Provided material:

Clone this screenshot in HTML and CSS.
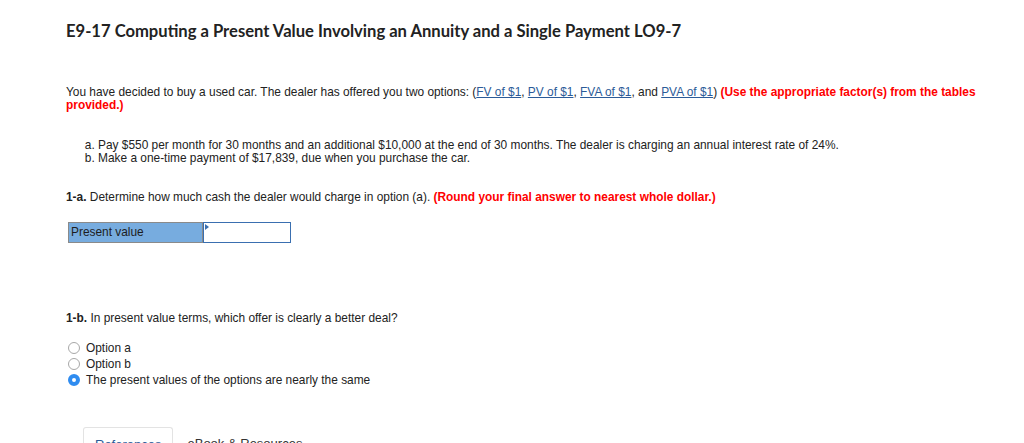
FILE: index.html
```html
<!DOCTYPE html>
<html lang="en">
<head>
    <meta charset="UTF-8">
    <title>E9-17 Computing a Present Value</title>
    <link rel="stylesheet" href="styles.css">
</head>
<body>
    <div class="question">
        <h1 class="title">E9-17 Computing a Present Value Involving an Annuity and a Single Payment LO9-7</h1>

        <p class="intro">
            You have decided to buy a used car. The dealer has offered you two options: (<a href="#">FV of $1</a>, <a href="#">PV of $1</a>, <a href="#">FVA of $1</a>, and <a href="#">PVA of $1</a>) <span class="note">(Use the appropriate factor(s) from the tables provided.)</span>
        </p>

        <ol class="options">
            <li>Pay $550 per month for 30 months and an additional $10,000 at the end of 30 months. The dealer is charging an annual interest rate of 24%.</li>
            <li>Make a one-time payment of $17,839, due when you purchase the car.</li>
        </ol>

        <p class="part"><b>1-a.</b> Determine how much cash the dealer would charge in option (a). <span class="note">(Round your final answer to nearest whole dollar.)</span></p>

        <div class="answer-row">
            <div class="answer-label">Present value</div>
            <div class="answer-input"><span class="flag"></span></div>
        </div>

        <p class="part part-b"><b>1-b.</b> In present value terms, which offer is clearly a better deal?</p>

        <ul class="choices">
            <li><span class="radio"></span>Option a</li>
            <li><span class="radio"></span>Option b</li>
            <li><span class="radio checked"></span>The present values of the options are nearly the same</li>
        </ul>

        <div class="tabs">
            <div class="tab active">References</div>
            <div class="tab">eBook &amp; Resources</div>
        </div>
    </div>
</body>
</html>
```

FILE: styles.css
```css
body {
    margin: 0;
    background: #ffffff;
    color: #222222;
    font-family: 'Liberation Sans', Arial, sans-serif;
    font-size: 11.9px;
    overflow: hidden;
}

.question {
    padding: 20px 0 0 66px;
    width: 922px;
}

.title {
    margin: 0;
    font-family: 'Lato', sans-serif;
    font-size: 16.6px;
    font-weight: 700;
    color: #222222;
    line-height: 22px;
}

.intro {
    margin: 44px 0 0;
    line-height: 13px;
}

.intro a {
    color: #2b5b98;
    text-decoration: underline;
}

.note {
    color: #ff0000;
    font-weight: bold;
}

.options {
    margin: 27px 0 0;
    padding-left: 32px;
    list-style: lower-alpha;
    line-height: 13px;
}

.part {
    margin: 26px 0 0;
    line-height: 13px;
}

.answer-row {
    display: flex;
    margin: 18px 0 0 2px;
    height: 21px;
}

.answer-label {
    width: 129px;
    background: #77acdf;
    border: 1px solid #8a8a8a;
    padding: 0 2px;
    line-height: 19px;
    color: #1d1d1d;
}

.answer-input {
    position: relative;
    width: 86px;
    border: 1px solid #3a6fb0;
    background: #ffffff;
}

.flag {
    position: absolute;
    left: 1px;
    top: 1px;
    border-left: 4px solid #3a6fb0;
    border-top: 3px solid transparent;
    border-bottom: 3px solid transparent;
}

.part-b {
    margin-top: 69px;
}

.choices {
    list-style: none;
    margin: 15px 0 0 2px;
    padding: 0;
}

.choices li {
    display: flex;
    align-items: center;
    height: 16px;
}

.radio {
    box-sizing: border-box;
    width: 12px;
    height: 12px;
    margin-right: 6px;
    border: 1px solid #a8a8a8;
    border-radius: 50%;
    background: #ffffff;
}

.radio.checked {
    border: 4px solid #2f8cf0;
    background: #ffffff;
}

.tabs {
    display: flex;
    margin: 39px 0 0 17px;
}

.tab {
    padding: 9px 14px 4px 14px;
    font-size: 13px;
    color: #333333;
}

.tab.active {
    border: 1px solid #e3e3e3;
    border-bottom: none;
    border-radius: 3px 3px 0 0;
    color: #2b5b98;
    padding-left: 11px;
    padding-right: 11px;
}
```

Stated exercise: Repeat verbatim all the material, but not the pictures.

Task result:
Clone this screenshot in HTML and CSS.
FILE: index.html
```html
<!DOCTYPE html>
<html lang="en">
<head>
    <meta charset="UTF-8">
    <title>E9-17 Computing a Present Value</title>
    <link rel="stylesheet" href="styles.css">
</head>
<body>
    <div class="question">
        <h1 class="title">E9-17 Computing a Present Value Involving an Annuity and a Single Payment LO9-7</h1>

        <p class="intro">
            You have decided to buy a used car. The dealer has offered you two options: (<a href="#">FV of $1</a>, <a href="#">PV of $1</a>, <a href="#">FVA of $1</a>, and <a href="#">PVA of $1</a>) <span class="note">(Use the appropriate factor(s) from the tables provided.)</span>
        </p>

        <ol class="options">
            <li>Pay $550 per month for 30 months and an additional $10,000 at the end of 30 months. The dealer is charging an annual interest rate of 24%.</li>
            <li>Make a one-time payment of $17,839, due when you purchase the car.</li>
        </ol>

        <p class="part"><b>1-a.</b> Determine how much cash the dealer would charge in option (a). <span class="note">(Round your final answer to nearest whole dollar.)</span></p>

        <div class="answer-row">
            <div class="answer-label">Present value</div>
            <div class="answer-input"><span class="flag"></span></div>
        </div>

        <p class="part part-b"><b>1-b.</b> In present value terms, which offer is clearly a better deal?</p>

        <ul class="choices">
            <li><span class="radio"></span>Option a</li>
            <li><span class="radio"></span>Option b</li>
            <li><span class="radio checked"></span>The present values of the options are nearly the same</li>
        </ul>

        <div class="tabs">
            <div class="tab active">References</div>
            <div class="tab">eBook &amp; Resources</div>
        </div>
    </div>
</body>
</html>
```

FILE: styles.css
```css
body {
    margin: 0;
    background: #ffffff;
    color: #222222;
    font-family: 'Liberation Sans', Arial, sans-serif;
    font-size: 11.9px;
    overflow: hidden;
}

.question {
    padding: 20px 0 0 66px;
    width: 922px;
}

.title {
    margin: 0;
    font-family: 'Lato', sans-serif;
    font-size: 16.6px;
    font-weight: 700;
    color: #222222;
    line-height: 22px;
}

.intro {
    margin: 44px 0 0;
    line-height: 13px;
}

.intro a {
    color: #2b5b98;
    text-decoration: underline;
}

.note {
    color: #ff0000;
    font-weight: bold;
}

.options {
    margin: 27px 0 0;
    padding-left: 32px;
    list-style: lower-alpha;
    line-height: 13px;
}

.part {
    margin: 26px 0 0;
    line-height: 13px;
}

.answer-row {
    display: flex;
    margin: 18px 0 0 2px;
    height: 21px;
}

.answer-label {
    width: 129px;
    background: #77acdf;
    border: 1px solid #8a8a8a;
    padding: 0 2px;
    line-height: 19px;
    color: #1d1d1d;
}

.answer-input {
    position: relative;
    width: 86px;
    border: 1px solid #3a6fb0;
    background: #ffffff;
}

.flag {
    position: absolute;
    left: 1px;
    top: 1px;
    border-left: 4px solid #3a6fb0;
    border-top: 3px solid transparent;
    border-bottom: 3px solid transparent;
}

.part-b {
    margin-top: 69px;
}

.choices {
    list-style: none;
    margin: 15px 0 0 2px;
    padding: 0;
}

.choices li {
    display: flex;
    align-items: center;
    height: 16px;
}

.radio {
    box-sizing: border-box;
    width: 12px;
    height: 12px;
    margin-right: 6px;
    border: 1px solid #a8a8a8;
    border-radius: 50%;
    background: #ffffff;
}

.radio.checked {
    border: 4px solid #2f8cf0;
    background: #ffffff;
}

.tabs {
    display: flex;
    margin: 39px 0 0 17px;
}

.tab {
    padding: 9px 14px 4px 14px;
    font-size: 13px;
    color: #333333;
}

.tab.active {
    border: 1px solid #e3e3e3;
    border-bottom: none;
    border-radius: 3px 3px 0 0;
    color: #2b5b98;
    padding-left: 11px;
    padding-right: 11px;
}
```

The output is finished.